The magnificence of their time-honored architecture we have not attained. And yet there are intelligence, prosperity, dignity, independence, and self-respect marking the laboring classes of our population, which lifts us far above all envy of the grandeur and glory of European display. They see that we have a people, flourishing and prosperous beyond comparison

It is the province of America to build, not palaces, but men; to exalt, not titled stations, but general humanity; to elevate, not the few, but the many; and to make herself known, not so much in individuals as in herself, spreading to the highest possible level (but striving to keep it level still), universal education, prosperity, and honor.

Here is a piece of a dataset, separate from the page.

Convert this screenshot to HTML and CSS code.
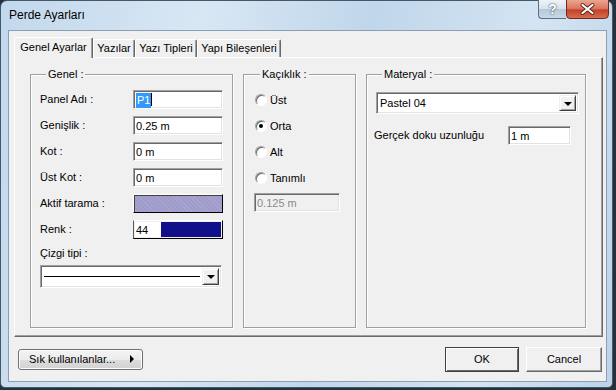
FILE: index.html
```html
<!DOCTYPE html>
<html lang="tr">
<head>
    <meta charset="UTF-8">
    <title>Perde Ayarları</title>
    <link rel="stylesheet" href="styles.css">
</head>
<body>
    <div class="window">
        <div class="titlebar">
            <span class="title">Perde Ayarları</span>
            <div class="caption-buttons">
                <span class="cap-btn help-btn">?</span>
                <svg class="close-btn" width="43" height="19" viewBox="0 0 43 19">
                    <defs>
                        <linearGradient id="red" x1="0" y1="0" x2="0" y2="1">
                            <stop offset="0" stop-color="#eba592"/>
                            <stop offset="0.45" stop-color="#dc7860"/>
                            <stop offset="0.55" stop-color="#c4422a"/>
                            <stop offset="1" stop-color="#d8704f"/>
                        </linearGradient>
                    </defs>
                    <path d="M0.5 0 V15 Q0.5 18.5 4 18.5 H38.5 Q42.5 18.5 42.5 14.5 V0" fill="url(#red)" stroke="#6e2a1f"/>
                    <path d="M16.5 5 L26.5 13 M26.5 5 L16.5 13" stroke="#5a2218" stroke-width="4" stroke-linecap="round"/>
                    <path d="M16.5 5 L26.5 13 M26.5 5 L16.5 13" stroke="#fff" stroke-width="2.2" stroke-linecap="round"/>
                </svg>
            </div>
        </div>

        <div class="client">
            <div class="tabs">
                <span class="tab active tab-genel">Genel Ayarlar</span>
                <span class="tab tab-yazilar">Yazılar</span>
                <span class="tab tab-tipler">Yazı Tipleri</span>
                <span class="tab tab-bilesen">Yapı Bileşenleri</span>
            </div>

            <div class="tab-panel">
                <!-- Genel -->
                <div class="group group-genel">
                    <span class="group-title">Genel :</span>
                    <div class="form-grid">
                        <span class="label">Panel Adı :</span>
                        <span class="field"><span class="selected">P1</span><span class="caret"></span></span>
                        <span class="label">Genişlik :</span>
                        <span class="field">0.25 m</span>
                        <span class="label">Kot :</span>
                        <span class="field">0 m</span>
                        <span class="label">Üst Kot :</span>
                        <span class="field">0 m</span>
                        <span class="label">Aktif tarama :</span>
                        <span class="swatch hatch"></span>
                        <span class="label">Renk :</span>
                        <span class="swatch color-box"><span class="color-num">44</span><span class="color-fill"></span></span>
                    </div>
                    <span class="label line-label">Çizgi tipi :</span>
                    <div class="combo line-combo">
                        <span class="combo-value"><span class="line-sample"></span></span>
                        <span class="drop-btn"><span class="arrow"></span></span>
                    </div>
                </div>

                <!-- Kaçıklık -->
                <div class="group group-kacik">
                    <span class="group-title">Kaçıklık :</span>
                    <div class="radio-list">
                        <label class="radio-row"><span class="radio"></span>Üst</label>
                        <label class="radio-row"><span class="radio checked"></span>Orta</label>
                        <label class="radio-row"><span class="radio"></span>Alt</label>
                        <label class="radio-row"><span class="radio"></span>Tanımlı</label>
                    </div>
                    <span class="field disabled">0.125 m</span>
                </div>

                <!-- Materyal -->
                <div class="group group-materyal">
                    <span class="group-title">Materyal :</span>
                    <div class="combo mat-combo">
                        <span class="combo-value">Pastel 04</span>
                        <span class="drop-btn"><span class="arrow"></span></span>
                    </div>
                    <div class="doku-row">
                        <span class="label">Gerçek doku uzunluğu</span>
                        <span class="field doku-field">1 m</span>
                    </div>
                </div>
            </div>

            <div class="footer">
                <span class="vista-btn">Sık kullanılanlar...<span class="menu-arrow"></span></span>
                <div class="dialog-buttons">
                    <span class="btn default">OK</span>
                    <span class="btn">Cancel</span>
                </div>
            </div>
        </div>
    </div>
</body>
</html>
```

FILE: styles.css
```css
body {
    margin: 0;
    width: 616px;
    height: 390px;
    background: #26313c;
    font-family: 'Liberation Sans', Arial, sans-serif;
    font-size: 11px;
    color: #000;
    overflow: hidden;
}

.window {
    width: 613px;
    height: 388px;
    box-sizing: border-box;
    border: 1px solid #44586c;
    border-radius: 7px 7px 5px 5px;
    background: linear-gradient(100deg, #c2d8ec 0%, #d8e7f4 30%, #c0d6ea 55%, #d4e4f2 80%, #bcd3e8 100%);
    display: flex;
    flex-direction: column;
    padding: 0 5px 5px 7px;
}

/* title bar */
.titlebar {
    height: 29px;
    display: flex;
    justify-content: space-between;
    align-items: flex-start;
    flex: none;
}

.title {
    font-size: 12px;
    line-height: 29px;
    padding-left: 1px;
    color: #000;
}

.caption-buttons {
    display: flex;
    margin-top: -1px;
    margin-right: -2px;
}

.cap-btn {
    height: 19px;
    box-sizing: border-box;
    display: flex;
    align-items: center;
    justify-content: center;
    border: 1px solid #5d6f82;
    border-top: none;
}

.help-btn {
    width: 28px;
    border-radius: 0 0 0 4px;
    border-right: none;
    background: linear-gradient(#eef3f8 0%, #d6e1ec 50%, #b6c7d8 51%, #c9d8e6 100%);
    color: #fff;
    font-weight: bold;
    font-size: 14px;
    text-shadow: 0 0 2px #3d4e60, 0 0 1px #3d4e60;
}

.close-btn {
    display: block;
}

/* client area */
.client {
    flex: 1;
    background: #f0f0f0;
    border: 1px solid #8a9fb4;
    padding: 6px 3px 0 5px;
    display: flex;
    flex-direction: column;
}

.tabs {
    height: 20px;
    display: flex;
    align-items: flex-end;
    flex: none;
}

.tab {
    height: 18px;
    box-sizing: border-box;
    border-top: 1px solid #fff;
    border-left: 1px solid #fff;
    border-right: 1px solid #696969;
    box-shadow: inset -1px 0 0 #a0a0a0;
    border-radius: 2px 2px 0 0;
    white-space: nowrap;
    text-align: center;
    line-height: 16px;
    background: #f0f0f0;
}

.tab.active {
    height: 21px;
    margin-bottom: -1px;
    line-height: 19px;
    position: relative;
    z-index: 1;
}

.tab-genel { width: 79px; }
.tab-yazilar { width: 42px; }
.tab-tipler { width: 62px; }
.tab-bilesen { width: 84px; }

.tab-panel {
    height: 280px;
    box-sizing: border-box;
    flex: none;
    border-top: 1px solid #fff;
    border-left: 1px solid #fff;
    border-right: 1px solid #696969;
    border-bottom: 1px solid #696969;
    box-shadow: inset -1px -1px 0 #a0a0a0;
    padding: 16px 16px 8px 15px;
    display: flex;
    gap: 10px;
}

/* group boxes */
.group {
    box-sizing: border-box;
    border: 1px solid #a0a0a0;
    box-shadow: inset 1px 1px 0 #fff, 1px 1px 0 #fff;
    display: flex;
    flex-direction: column;
    align-items: flex-start;
}

.group-title {
    margin: -7px 0 0 6px;
    padding: 0 2px;
    line-height: 13px;
    background: #f0f0f0;
}

.group-genel {
    width: 203px;
    padding-left: 9px;
}

.group-kacik {
    width: 113px;
    padding-left: 10px;
}

.group-materyal {
    width: 220px;
    padding-left: 9px;
}

.label {
    line-height: 13px;
}

.form-grid {
    margin-top: 9px;
    display: grid;
    grid-template-columns: 93px 90px;
    grid-auto-rows: 19px;
    row-gap: 7px;
    align-items: center;
}

.field {
    height: 19px;
    box-sizing: border-box;
    background: #fff;
    border: 1px solid;
    border-color: #a0a0a0 #fff #fff #a0a0a0;
    box-shadow: inset 1px 1px 0 #696969, inset -1px -1px 0 #e3e3e3;
    padding: 2px 0 0 2px;
    line-height: 14px;
    display: flex;
    white-space: nowrap;
}

.selected {
    background: #3399ff;
    color: #fff;
    padding: 0 1px;
}

.caret {
    width: 1px;
    height: 13px;
    background: #000;
}

.swatch {
    height: 19px;
    box-sizing: border-box;
    border: 1px solid;
    border-color: #fff #000 #000 #fff;
    box-shadow: inset 1px 1px 0 #404040;
}

.hatch {
    background: repeating-linear-gradient(45deg, #9f9cc9 0 2px, #a8a5d0 2px 3px);
}

.color-box {
    display: flex;
    padding: 1px;
    box-shadow: none;
    border-color: #fff #000 #000 #5a5a5a;
}

.color-num {
    width: 25px;
    background: #fff;
    line-height: 16px;
    padding-left: 1px;
}

.color-fill {
    flex: 1;
    background: #10108a;
}

.line-label {
    margin-top: 8px;
}

/* combo boxes */
.combo {
    margin-top: 5px;
    height: 23px;
    box-sizing: border-box;
    background: #fff;
    border: 1px solid;
    border-color: #a0a0a0 #fff #fff #a0a0a0;
    box-shadow: inset 1px 1px 0 #696969, inset -1px -1px 0 #e3e3e3;
    display: flex;
    align-items: stretch;
    padding: 2px;
}

.line-combo {
    width: 182px;
}

.mat-combo {
    margin-top: 11px;
    width: 203px;
    height: 22px;
}

.combo-value {
    flex: 1;
    display: flex;
    align-items: center;
    padding-left: 1px;
}

.line-sample {
    width: 156px;
    height: 1px;
    background: #000;
}

.drop-btn {
    width: 17px;
    box-sizing: border-box;
    background: #f0f0f0;
    border: 1px solid;
    border-color: #f0f0f0 #404040 #404040 #f0f0f0;
    box-shadow: inset 1px 1px 0 #fff, inset -1px -1px 0 #a0a0a0;
    display: flex;
    align-items: center;
    justify-content: center;
}

.arrow {
    width: 0;
    height: 0;
    border-left: 4px solid transparent;
    border-right: 4px solid transparent;
    border-top: 4px solid #000;
    margin-top: 1px;
}

/* radios */
.radio-list {
    margin-top: 9px;
    display: flex;
    flex-direction: column;
    gap: 7px;
}

.radio-row {
    height: 19px;
    display: flex;
    align-items: center;
    gap: 3px;
    padding-left: 1px;
}

.radio {
    width: 12px;
    height: 12px;
    box-sizing: border-box;
    border-radius: 50%;
    border: 1px solid;
    border-color: #a0a0a0 #fff #fff #a0a0a0;
    box-shadow: inset 1px 1px 0 #696969;
    background: #fff;
    display: flex;
    align-items: center;
    justify-content: center;
}

.radio.checked::after {
    content: "";
    width: 4px;
    height: 4px;
    border-radius: 50%;
    background: #000;
}

.field.disabled {
    margin-top: 6px;
    width: 86px;
    background: #f0f0f0;
    color: #8a8a8a;
}

.doku-row {
    margin-top: 12px;
    margin-left: -2px;
    width: 197px;
    display: flex;
    justify-content: space-between;
    align-items: center;
}

.doku-field {
    width: 63px;
}

/* footer */
.footer {
    flex: 1;
    display: flex;
    justify-content: space-between;
    align-items: center;
    padding: 0 1px 0 4px;
}

.vista-btn {
    width: 125px;
    height: 21px;
    box-sizing: border-box;
    border: 1px solid #707070;
    border-radius: 3px;
    background: linear-gradient(#f3f3f3 0%, #ebebeb 50%, #dddddd 51%, #d2d2d2 100%);
    box-shadow: inset 0 0 0 1px #fcfcfc;
    display: flex;
    align-items: center;
    padding: 0 8px 0 10px;
    white-space: nowrap;
    justify-content: space-between;
}

.menu-arrow {
    width: 0;
    height: 0;
    border-top: 4px solid transparent;
    border-bottom: 4px solid transparent;
    border-left: 4px solid #000;
}

.dialog-buttons {
    display: flex;
    gap: 7px;
}

.btn {
    width: 76px;
    height: 25px;
    box-sizing: border-box;
    border: 1px solid;
    border-color: #fff #696969 #696969 #fff;
    box-shadow: inset -1px -1px 0 #a0a0a0;
    background: #f0f0f0;
    display: flex;
    align-items: center;
    justify-content: center;
}

.btn.default {
    width: 74px;
    border-color: #404040;
    box-shadow: inset 1px 1px 0 #fff, inset -1px -1px 0 #696969;
}
```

The great element of this whole plan of effort and instruction, is the moral relative dignity of labor; an element which we are to exalt, in public estimation, in the highest possible degree, and transmit to our families and to posterity, as the true greatness of the country and the world.

We are to look at this enlarging elevation of the working classes of men—a fact which may be considered the main index of our age—not as a difficulty to be limited, but as an attainment in which we greatly rejoice. And, if our heraldry is in the hammer and the ax and the awl and the needle, we are to feel it a higher honor than if, in their place, we could have dragons and helmets and cross-bones and skulls. Our country’s greatness is to be the result, not of foreign war, but of domestic peace; not of the plunder of the weak, but of the fair and even principles of just commerce, a thriving agriculture, a beautiful and industrious art. Let us glory in everything that indicates this fact, as an index also of our desire for renown. This great lesson—honor to the working classes, in the proportion of their industry and merit—the world will yet completely learn.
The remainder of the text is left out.